Posso afirmar com toda a segurança que definitivamente não. E digo isso com convicção porque eu própria, quando presidi a Corte em meus nove meses de mandato, abri todo o acervo à pesquisa e busquei a transposição das sessões secretas dos réus denunciados sob a égide da Lei de Segurança Nacional, que estavam em fita de rolo para mídia digital, referentes aos anos de 1975 a 1985, perfazendo um total de 1.049 horas. A minha preocupação foi precisamente salvar a História do Brasil e a do Superior Tribunal Militar e não permitir que ela se deteriorasse.

Este trabalho resultou na Exposição, hoje permanente, Vozes da Defesa, em parceria com a OAB/Federal, um ambiente que reproduz o plenário da primeira sede do STM no Rio de Janeiro entre 1808 a 1972 e disponibiliza, em áudios, sustentações orais de Heráclito Sobral Pinto, Arnaldo Malheiros Filho, Augusto Süssekind de Moraes Rego, Elizabeth Dinis Martins Souto, José Luis Clerot, Heleno Cláudio Fragoso, Lino Machado Filho, Nélio Roberto Seidl Machado, Luiz Eduardo Greenhalg e Técio Lins e Silva. Isso, sem mencionar as gravações, disponíveis a qualquer cidadão, de outros advogados e sustentações.

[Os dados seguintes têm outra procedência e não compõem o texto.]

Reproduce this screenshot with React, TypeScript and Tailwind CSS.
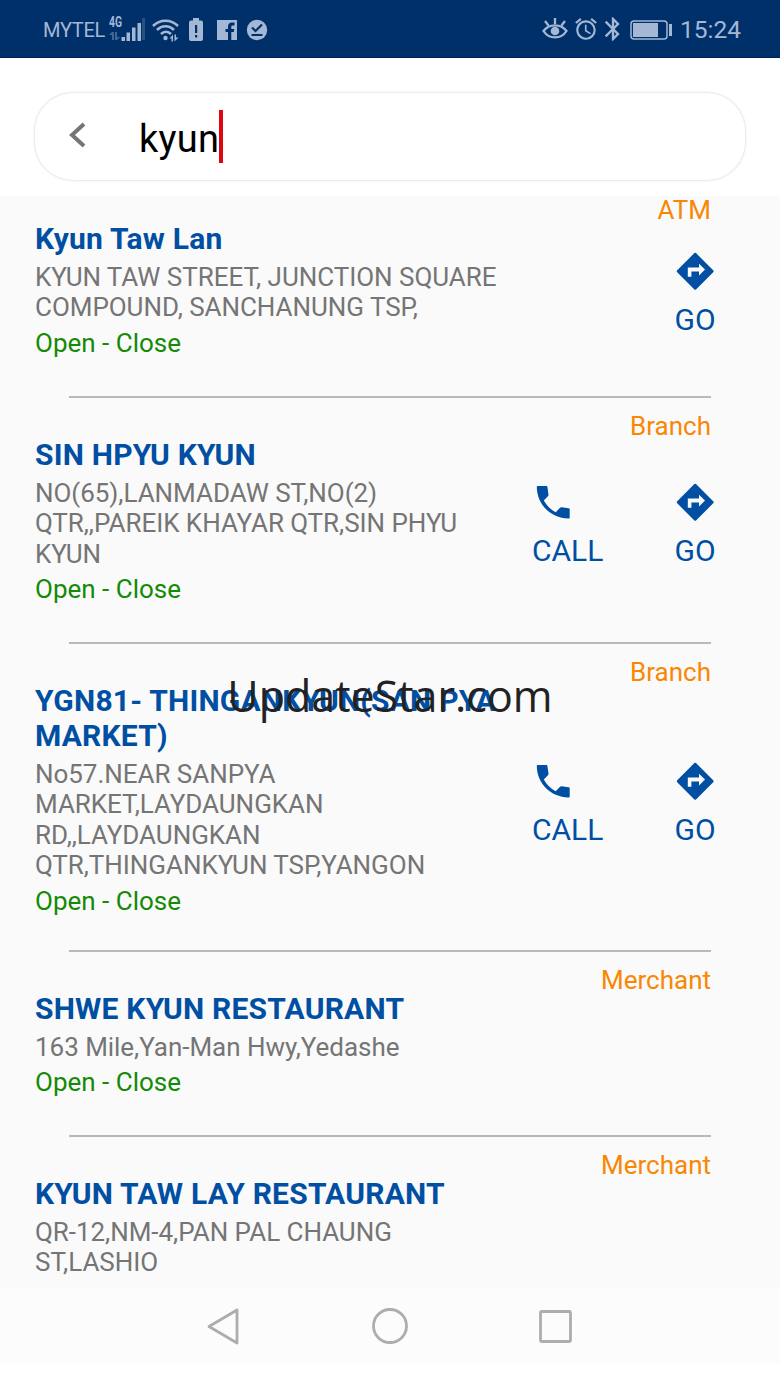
import React from 'react';
import { MdAlarm, MdBluetooth } from 'react-icons/md';
import { clsx } from 'clsx';

interface Place {
  type: string;
  name: string[];
  address: string[];
  hours?: string;
  call?: boolean;
  go?: boolean;
  // row height and space above the action icons
  spacing: string;
  actionTop: string;
}

const places: Place[] = [
  {
    type: 'ATM',
    name: ['Kyun Taw Lan'],
    address: ['KYUN TAW STREET, JUNCTION SQUARE', 'COMPOUND, SANCHANUNG TSP,'],
    hours: 'Open - Close',
    go: true,
    spacing: 'h-[216px]',
    actionTop: 'pt-[28px]',
  },
  {
    type: 'Branch',
    name: ['SIN HPYU KYUN'],
    address: ['NO(65),LANMADAW ST,NO(2)', 'QTR,,PAREIK KHAYAR QTR,SIN PHYU', 'KYUN'],
    hours: 'Open - Close',
    call: true,
    go: true,
    spacing: 'h-[246px]',
    actionTop: 'pt-[43px]',
  },
  {
    type: 'Branch',
    name: ['YGN81- THINGANKYUN(SAN PYA', 'MARKET)'],
    address: ['No57.NEAR SANPYA', 'MARKET,LAYDAUNGKAN', 'RD,,LAYDAUNGKAN', 'QTR,THINGANKYUN TSP,YANGON'],
    hours: 'Open - Close',
    call: true,
    go: true,
    spacing: 'h-[308px]',
    actionTop: 'pt-[76px]',
  },
  {
    type: 'Merchant',
    name: ['SHWE KYUN RESTAURANT'],
    address: ['163 Mile,Yan-Man Hwy,Yedashe'],
    hours: 'Open - Close',
    spacing: 'h-[185px]',
    actionTop: 'pt-0',
  },
  {
    type: 'Merchant',
    name: ['KYUN TAW LAY RESTAURANT'],
    address: ['QR-12,NM-4,PAN PAL CHAUNG', 'ST,LASHIO'],
    spacing: 'h-[216px]',
    actionTop: 'pt-0',
  },
];

const PhoneIcon: React.FC = () => (
  <svg className="mb-[9px] size-[44px]" viewBox="0 0 44 44" fill="currentColor">
    <path d="M5.900 6h8.300c.8 0 1.100.4 1.200 1.100l1.100 7.400c.1.700-.1 1.200-.6 1.700l-4.100 4.300c3 5.300 6.700 9 11.900 11.700l4.300-4.400c.5-.5 1-.7 1.700-.6l6.900 1c.8.1 1.100.5 1.100 1.200v8.100c0 .7-.4 1.100-1.100 1.100C18.200 38.100 4.900 24 4.800 7.100c0-.7.4-1.100 1.100-1.100z" />
  </svg>
);

const DirectionsIcon: React.FC = () => (
  <svg className="mb-[9px] size-[44px]" viewBox="0 0 44 44" fill="currentColor">
    <path d="M23 4.100l17.200 17.200q1 1 0 2L23 40.400q-.8.800-1.600 0L4.200 23.300q-1-1 0-2L21.400 4.100q.8-.8 1.600 0z" />
    <path d="M14.800 27.700v-9.200h11.200v-3.800l6 5.900-6 5.900v-4h-7.600v5.200z" fill="#fafafa" />
  </svg>
);

const StatusBar: React.FC = () => (
  <header className="flex h-[58px] shrink-0 items-center border-b border-[#00205a] bg-[#00306a] pt-[2px] pr-[38px] pl-[43px] text-[#a4b8d6]">
    <span className="w-[62px] text-[20px] tracking-[-0.3px] whitespace-nowrap">MYTEL</span>

    {/* 4G signal */}
    <svg className="ml-1 h-[28px] w-[38px]" viewBox="0 0 38 28" fill="currentColor">
      <text x="0" y="11" fontSize="14" fontWeight="700" textLength="13" lengthAdjust="spacingAndGlyphs">4G</text>
      <g opacity=".4">
        <path d="M3 16v8H5v-8zM0 19l3-3v3zM8 16v8H6v-8zM8 24l3-3H8z" />
        <path d="M33 2h3v22h-3z" opacity=".6" />
      </g>
      <path d="M12.500 21h3.500v4h-3.500zM17.500 16.500h3.500V25h-3.500zM23 11.500h3.500V25H23zM28.500 7H32v18h-3.500z" />
    </svg>

    {/* Wi-Fi */}
    <svg className="mb-[2px] ml-[5px] h-[28px] w-[28px]" viewBox="0 0 28 28" fill="none" stroke="currentColor" strokeWidth="2.600">
      <path d="M1 11c7-7 18-7 25 0M5 15c5-5 12-5 17 0M9 19c3-3 7-3 10 0" />
      <circle cx="13.500" cy="23" r="2.200" fill="currentColor" stroke="none" />
      <path d="M17.500 23.500l3.500-4v7h-1.500v-3zM22.500 19.500v7l4-4H24v-3z" fill="currentColor" stroke="none" />
    </svg>

    {/* battery warning */}
    <svg className="ml-[8px] h-[24px] w-[16px]" viewBox="0 0 16 24" fill="currentColor">
      <path d="M5 0h6v2.500h2a2 2 0 0 1 2 2V21a2 2 0 0 1-2 2H3a2 2 0 0 1-2-2V4.500a2 2 0 0 1 2-2h2z" />
      <path d="M7 7h2.200v8H7zM7 17h2.200v2.400H7z" fill="#00306a" />
    </svg>

    {/* Facebook */}
    <svg className="ml-[13px] h-[20px] w-[20px]" viewBox="0 0 20 20">
      <path d="M0 0h20v20H0z" fill="currentColor" />
      <path d="M11 20v-8H8.500V9H11V6.500C11 4 12.600 2.500 15 2.500h2.500v3h-1.700c-1 0-1.500.5-1.500 1.300V9h3l-.5 3h-2.500v8z" fill="#00306a" />
    </svg>

    {/* done */}
    <svg className="ml-[9px] h-[22px] w-[22px]" viewBox="0 0 22 22">
      <circle cx="11" cy="11" r="10.200" fill="currentColor" />
      <path d="M6 8.500l3.500 3.500L16 5.500M5.500 16h11" fill="none" stroke="#00306a" strokeWidth="2.200" />
    </svg>

    <div className="ml-auto flex items-center">
      {/* eye comfort */}
      <svg className="mb-[2px] h-[24px] w-[26px]" viewBox="0 0 26 24" fill="none" stroke="currentColor" strokeWidth="2.300">
        <path d="M1.500 14C7 6.500 19 6.500 24.500 14 19 22.500 7 22.500 1.500 14zM13 1v6M3 4l3.500 4.500M23 4l-3.500 4.500" />
        <circle cx="13" cy="14" r="4.300" fill="currentColor" stroke="none" />
      </svg>
      <MdAlarm className="mb-px ml-[5px] h-[26px] w-[26px]" />
      <MdBluetooth className="mb-px h-[28px] w-[28px]" />
      <svg className="ml-[3px] h-[20px] w-[43px]" viewBox="0 0 43 20">
        <rect x="1" y="1" width="36" height="18" rx="3" fill="none" stroke="currentColor" strokeWidth="1.500" />
        <path d="M3 3h25v14H3zM39 4h3v12h-3z" fill="currentColor" />
      </svg>
      <span className="mt-px ml-[7px] w-[62px] text-[24.500px] leading-none whitespace-nowrap">15:24</span>
    </div>
  </header>
);

const SearchBar: React.FC = () => (
  <div className="h-[138px] shrink-0 bg-white px-[35px] pt-[35px]">
    <div className="flex h-[87px] items-center rounded-[38px] bg-white pl-[33px] shadow-[0_0_2px_1px_rgba(0,0,0,0.1)]">
      <svg className="mb-[3px] h-[28px] w-[18px]" viewBox="0 0 18 28" fill="none" stroke="#757575" strokeWidth="4">
        <path d="M16 3L4 14l12 11" />
      </svg>
      <span className="mt-[4px] ml-[53px] text-[38px] leading-[52px] tracking-[0.3px] text-black">kyun</span>
      <span className="h-[53px] w-1 bg-[#e0060f]" />
    </div>
  </div>
);

const PlaceItem: React.FC<{ place: Place }> = ({ place }) => (
  <li className={clsx('flex shrink-0 flex-col pt-[13px] pl-[35px]', place.spacing)}>
    <p className="mr-[69px] -mb-1 text-right text-[26px] leading-[30px] text-[#f98703]">{place.type}</p>
    <div className="flex flex-1">
      <div className="w-[480px] whitespace-nowrap">
        <h2 className="text-[30px] leading-[35px] font-bold tracking-[0.22px] text-[#004fa3]">
          {place.name.map(line => <span key={line} className="block">{line}</span>)}
        </h2>
        <p className="mt-[6px] text-[26px] leading-[30.400px] tracking-[-0.04px] text-[#757575]">
          {place.address.map(line => <span key={line} className="block">{line}</span>)}
        </p>
        {place.hours && <p className="mt-[5px] text-[26px] leading-[30px] text-[#148a06]">{place.hours}</p>}
      </div>
      <div className={clsx('flex flex-1 text-[30px] leading-[35px] text-[#004fa3]', place.actionTop)}>
        <div className="w-[126px] pl-[17px]">
          {place.call && (
            <>
              <PhoneIcon />
              CALL
            </>
          )}
        </div>
        <div className="w-[108px]">
          {place.go && (
            <div className="flex flex-col items-center">
              <DirectionsIcon />
              GO
            </div>
          )}
        </div>
      </div>
    </div>
    <div className="mr-[69px] ml-[34px] h-[2px] bg-[#b9b9b9]" />
  </li>
);

const NavBar: React.FC = () => (
  <nav className="h-[98px] shrink-0 bg-white">
    <div className="flex h-[76px] items-center justify-between bg-[#fcfcfc] pr-[208px] pl-[206px]">
      <svg className="h-[38px] w-[34px]" viewBox="0 0 34 38" fill="none" stroke="#adadad" strokeWidth="2.800" strokeLinejoin="round">
        <path d="M3 19.500L31 3v33z" />
      </svg>
      <svg className="size-[36px]" viewBox="0 0 36 36" fill="none" stroke="#adadad" strokeWidth="2.800">
        <circle cx="18" cy="18" r="16.500" />
      </svg>
      <svg className="size-[33px]" viewBox="0 0 33 33" fill="none" stroke="#adadad" strokeWidth="2.800">
        <rect x="1.500" y="1.500" width="30" height="30" rx="1.500" />
      </svg>
    </div>
  </nav>
);

const App: React.FC = () => {
  return (
    <div className="relative flex h-[1386px] w-[780px] flex-col overflow-hidden bg-white font-['Roboto',sans-serif]">
      <StatusBar />
      <SearchBar />
      <main className="min-h-0 flex-1 overflow-hidden bg-[#fafafa]">
        <ul className="-mt-[14px] flex flex-col">
          {places.map(place => <PlaceItem key={place.name[0]} place={place} />)}
        </ul>
      </main>
      <NavBar />
      <div className="absolute inset-x-0 top-[667px] text-center font-['Open_Sans',sans-serif] text-[43px] leading-[58px] text-[#222]">
        UpdateStar.com
      </div>
    </div>
  );
};

export default App;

Ademais, temos também o espaço STM no Tempo,no qual vários originais estão acessíveis ao público.

Paralelamente, o Tribunal disponibilizou em seu sítio oficial o espaço JMU na História, com representantes digitais de processos judiciais arquivados desde a Primeira Guerra Mundial até as Revoltas de Jacareacanga e Aragarças.

Em 2015, iniciamos o Repositório Institucional da JMU, uma base de dados onde estarão disponíveis, em inteiro teor, publicações doutrinárias, documentos em vídeo, áudio, fotos, livro de acórdãos, base de atas, de legislação, de informações da diretoria de pessoal, de documentos da secretaria de controle interno e acervo do museu, que ficará pronto em julho de 2017.

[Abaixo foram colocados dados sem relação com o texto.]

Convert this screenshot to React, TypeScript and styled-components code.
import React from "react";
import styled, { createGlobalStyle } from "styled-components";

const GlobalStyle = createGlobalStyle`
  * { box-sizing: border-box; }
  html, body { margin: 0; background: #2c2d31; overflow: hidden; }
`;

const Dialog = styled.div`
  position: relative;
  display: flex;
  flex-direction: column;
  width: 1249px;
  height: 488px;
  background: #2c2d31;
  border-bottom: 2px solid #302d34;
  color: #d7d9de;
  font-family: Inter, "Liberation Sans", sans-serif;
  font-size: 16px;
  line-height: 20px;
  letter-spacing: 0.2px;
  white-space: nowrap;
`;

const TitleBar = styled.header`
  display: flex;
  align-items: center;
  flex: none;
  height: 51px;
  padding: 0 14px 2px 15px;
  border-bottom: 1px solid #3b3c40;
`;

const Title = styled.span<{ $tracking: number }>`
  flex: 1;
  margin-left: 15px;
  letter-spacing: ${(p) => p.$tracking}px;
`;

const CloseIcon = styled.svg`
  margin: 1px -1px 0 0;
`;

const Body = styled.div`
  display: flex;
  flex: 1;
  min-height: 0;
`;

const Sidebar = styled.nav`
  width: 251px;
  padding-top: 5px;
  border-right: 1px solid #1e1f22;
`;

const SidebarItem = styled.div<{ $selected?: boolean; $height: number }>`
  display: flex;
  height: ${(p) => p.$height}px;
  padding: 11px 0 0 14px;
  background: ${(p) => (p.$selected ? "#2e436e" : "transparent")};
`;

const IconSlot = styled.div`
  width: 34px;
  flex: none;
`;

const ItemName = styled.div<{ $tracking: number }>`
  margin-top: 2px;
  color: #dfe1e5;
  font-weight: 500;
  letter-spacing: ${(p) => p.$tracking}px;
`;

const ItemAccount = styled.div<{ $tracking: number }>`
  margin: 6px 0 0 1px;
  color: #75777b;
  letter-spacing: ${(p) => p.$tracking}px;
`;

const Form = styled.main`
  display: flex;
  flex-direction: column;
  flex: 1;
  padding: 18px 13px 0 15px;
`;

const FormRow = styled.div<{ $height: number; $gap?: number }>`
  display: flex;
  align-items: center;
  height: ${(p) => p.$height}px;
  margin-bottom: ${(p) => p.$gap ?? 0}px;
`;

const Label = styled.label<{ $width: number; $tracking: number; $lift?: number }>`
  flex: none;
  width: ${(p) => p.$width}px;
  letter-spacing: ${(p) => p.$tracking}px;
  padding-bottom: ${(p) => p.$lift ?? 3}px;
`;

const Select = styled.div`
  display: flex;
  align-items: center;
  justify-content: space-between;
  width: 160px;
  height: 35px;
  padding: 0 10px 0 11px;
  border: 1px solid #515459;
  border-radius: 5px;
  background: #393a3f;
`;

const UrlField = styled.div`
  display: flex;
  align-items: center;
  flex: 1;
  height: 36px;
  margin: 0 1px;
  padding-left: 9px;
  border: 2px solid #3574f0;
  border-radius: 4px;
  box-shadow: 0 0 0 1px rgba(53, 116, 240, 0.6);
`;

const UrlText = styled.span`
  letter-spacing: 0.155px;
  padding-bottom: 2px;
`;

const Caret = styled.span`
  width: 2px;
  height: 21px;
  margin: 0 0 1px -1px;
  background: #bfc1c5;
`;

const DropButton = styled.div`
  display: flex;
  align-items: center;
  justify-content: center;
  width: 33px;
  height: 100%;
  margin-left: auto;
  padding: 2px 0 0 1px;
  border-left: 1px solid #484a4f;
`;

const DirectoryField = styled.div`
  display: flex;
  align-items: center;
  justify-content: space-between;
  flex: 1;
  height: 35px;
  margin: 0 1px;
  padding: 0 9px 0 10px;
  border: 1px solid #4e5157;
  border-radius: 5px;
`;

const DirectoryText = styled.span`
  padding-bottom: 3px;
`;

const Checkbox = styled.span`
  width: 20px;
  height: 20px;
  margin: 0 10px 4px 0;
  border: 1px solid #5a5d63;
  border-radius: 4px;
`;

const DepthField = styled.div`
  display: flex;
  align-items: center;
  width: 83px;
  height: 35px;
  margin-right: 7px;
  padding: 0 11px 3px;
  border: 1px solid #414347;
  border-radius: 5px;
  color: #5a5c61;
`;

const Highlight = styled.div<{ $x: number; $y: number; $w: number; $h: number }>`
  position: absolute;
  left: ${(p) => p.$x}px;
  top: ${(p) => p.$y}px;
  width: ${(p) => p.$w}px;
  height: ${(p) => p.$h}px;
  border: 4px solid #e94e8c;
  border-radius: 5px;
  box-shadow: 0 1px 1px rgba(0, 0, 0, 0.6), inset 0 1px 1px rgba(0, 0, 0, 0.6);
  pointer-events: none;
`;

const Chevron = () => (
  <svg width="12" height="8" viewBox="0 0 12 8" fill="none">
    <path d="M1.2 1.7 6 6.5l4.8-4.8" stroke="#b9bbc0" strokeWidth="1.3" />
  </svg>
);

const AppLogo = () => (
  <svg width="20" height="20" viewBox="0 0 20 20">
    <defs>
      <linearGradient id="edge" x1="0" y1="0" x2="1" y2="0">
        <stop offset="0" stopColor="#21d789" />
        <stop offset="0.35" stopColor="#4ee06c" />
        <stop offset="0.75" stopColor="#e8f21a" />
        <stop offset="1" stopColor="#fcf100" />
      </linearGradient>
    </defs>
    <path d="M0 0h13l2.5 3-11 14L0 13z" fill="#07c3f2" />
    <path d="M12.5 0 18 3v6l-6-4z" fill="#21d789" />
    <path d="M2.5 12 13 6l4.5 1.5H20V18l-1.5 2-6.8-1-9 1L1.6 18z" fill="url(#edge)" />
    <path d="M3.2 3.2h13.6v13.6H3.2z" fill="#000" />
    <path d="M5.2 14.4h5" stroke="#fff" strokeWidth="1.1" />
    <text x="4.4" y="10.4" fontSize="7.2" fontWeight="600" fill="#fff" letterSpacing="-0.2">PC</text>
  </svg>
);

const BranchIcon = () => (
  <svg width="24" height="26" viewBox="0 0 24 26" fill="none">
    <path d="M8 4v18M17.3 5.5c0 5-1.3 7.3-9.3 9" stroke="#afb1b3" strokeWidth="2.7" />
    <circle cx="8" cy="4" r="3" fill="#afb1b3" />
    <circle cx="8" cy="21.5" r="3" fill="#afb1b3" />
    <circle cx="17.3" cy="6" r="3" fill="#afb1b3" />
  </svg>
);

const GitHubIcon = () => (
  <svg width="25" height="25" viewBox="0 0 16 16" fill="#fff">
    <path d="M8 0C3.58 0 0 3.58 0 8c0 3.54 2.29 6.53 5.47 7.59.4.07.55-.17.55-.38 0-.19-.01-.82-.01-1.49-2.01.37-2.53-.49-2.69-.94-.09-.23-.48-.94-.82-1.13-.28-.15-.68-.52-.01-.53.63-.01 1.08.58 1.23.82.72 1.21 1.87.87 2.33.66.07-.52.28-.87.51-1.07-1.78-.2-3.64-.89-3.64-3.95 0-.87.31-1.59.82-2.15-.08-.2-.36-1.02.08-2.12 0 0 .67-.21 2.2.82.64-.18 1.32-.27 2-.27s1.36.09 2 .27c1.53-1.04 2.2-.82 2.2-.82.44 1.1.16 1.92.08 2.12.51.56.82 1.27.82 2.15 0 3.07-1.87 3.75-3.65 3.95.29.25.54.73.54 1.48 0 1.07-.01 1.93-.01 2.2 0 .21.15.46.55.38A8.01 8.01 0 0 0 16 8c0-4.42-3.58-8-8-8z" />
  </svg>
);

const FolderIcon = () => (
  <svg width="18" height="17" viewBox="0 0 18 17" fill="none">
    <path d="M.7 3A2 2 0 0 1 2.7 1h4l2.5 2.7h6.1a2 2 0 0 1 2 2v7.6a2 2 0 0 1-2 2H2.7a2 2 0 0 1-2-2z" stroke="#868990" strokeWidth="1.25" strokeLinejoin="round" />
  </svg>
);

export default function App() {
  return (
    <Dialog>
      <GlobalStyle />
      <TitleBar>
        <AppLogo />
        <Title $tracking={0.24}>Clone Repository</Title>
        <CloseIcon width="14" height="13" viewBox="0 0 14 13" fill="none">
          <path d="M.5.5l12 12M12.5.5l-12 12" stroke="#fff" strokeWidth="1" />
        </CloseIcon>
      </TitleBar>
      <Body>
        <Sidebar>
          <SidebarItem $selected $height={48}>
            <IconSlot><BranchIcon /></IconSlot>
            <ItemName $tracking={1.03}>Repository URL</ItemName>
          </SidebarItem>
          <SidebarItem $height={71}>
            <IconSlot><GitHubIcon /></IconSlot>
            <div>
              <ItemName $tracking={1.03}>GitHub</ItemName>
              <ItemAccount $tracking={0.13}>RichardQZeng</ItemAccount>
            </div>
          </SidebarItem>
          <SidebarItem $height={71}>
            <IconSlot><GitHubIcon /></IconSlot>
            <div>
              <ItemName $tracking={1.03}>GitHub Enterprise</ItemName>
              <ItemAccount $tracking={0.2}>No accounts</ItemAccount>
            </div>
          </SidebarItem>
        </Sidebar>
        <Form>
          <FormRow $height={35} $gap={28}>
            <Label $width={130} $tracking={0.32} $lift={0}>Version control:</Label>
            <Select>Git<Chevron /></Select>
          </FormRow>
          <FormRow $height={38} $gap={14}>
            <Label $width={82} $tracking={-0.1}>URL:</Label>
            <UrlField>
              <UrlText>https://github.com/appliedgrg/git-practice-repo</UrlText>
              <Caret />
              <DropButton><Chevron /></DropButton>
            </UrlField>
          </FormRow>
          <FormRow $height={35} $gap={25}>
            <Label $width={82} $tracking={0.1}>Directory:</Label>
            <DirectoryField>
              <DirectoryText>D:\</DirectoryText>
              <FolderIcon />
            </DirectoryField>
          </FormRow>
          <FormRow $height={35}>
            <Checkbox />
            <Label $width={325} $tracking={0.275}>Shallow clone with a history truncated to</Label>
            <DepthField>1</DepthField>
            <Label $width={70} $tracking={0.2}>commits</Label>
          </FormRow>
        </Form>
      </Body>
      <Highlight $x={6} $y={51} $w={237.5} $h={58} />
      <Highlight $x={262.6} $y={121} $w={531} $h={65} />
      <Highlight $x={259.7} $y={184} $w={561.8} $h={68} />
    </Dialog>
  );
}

Estamos, igualmente, em tratativas para criar um Centro de Memória da Justiça Militar da União, cuja intenção é fazer com que todos os documentos históricos produzidos pela JMU sejam preservados, tratados e oferecidos em um único lugar.

Outrossim, buscamos a padronização terminológica e o projeto de discrição arquivística do nosso acervo e, para tanto, firmamos um termo de cooperação com a Universidade de Brasília a fim de que os dados coletados sejam ofertados àqueles que o acessarem a partir do software AtoM.

E por último, digitalizamos no ano passado 890 mil documentos. Contudo, temos ainda 21 milhões de folhas de processos históricos a digitalizar, o que demanda imensos custos nestes tempos de crise e contingenciamento orçamentário. Concluídos os trabalhos, ficarão encapsulados no software de preservação Archidemática.

O STM está, pois, se empenhando em custodiar seu acervo histórico documental, uma verdadeira preciosidade, para oferecê-lo aos brasileiros, à comunidade acadêmica e aos interessados. Afinal, todos nós o merecemos!

A senhora, durante a sua presidência, determinou que se digitalizassem os processos da Justiça Militar da União e que fossem transpostas para mídia digital as sessões secretas dos réus processados pela Lei de Segurança Nacional. O que a motivou?

Como professora e pesquisadora que sou sempre reconheci, tal qual os demais Ministros do passado e do presente, a importância da preservação da memória histórica. Não se constrói o futuro sem o conhecimento do passado. O que fiz, portanto, foi dar prosseguimento a um trabalho iniciado pelos meus antecessores e, posteriormente, ao sair da Presidência, presidi a Comissão de Digitalização devido o meu envolvimento com o assunto e o meu respeito por um acervo tão relevante que se confunde com a própria história do Brasil.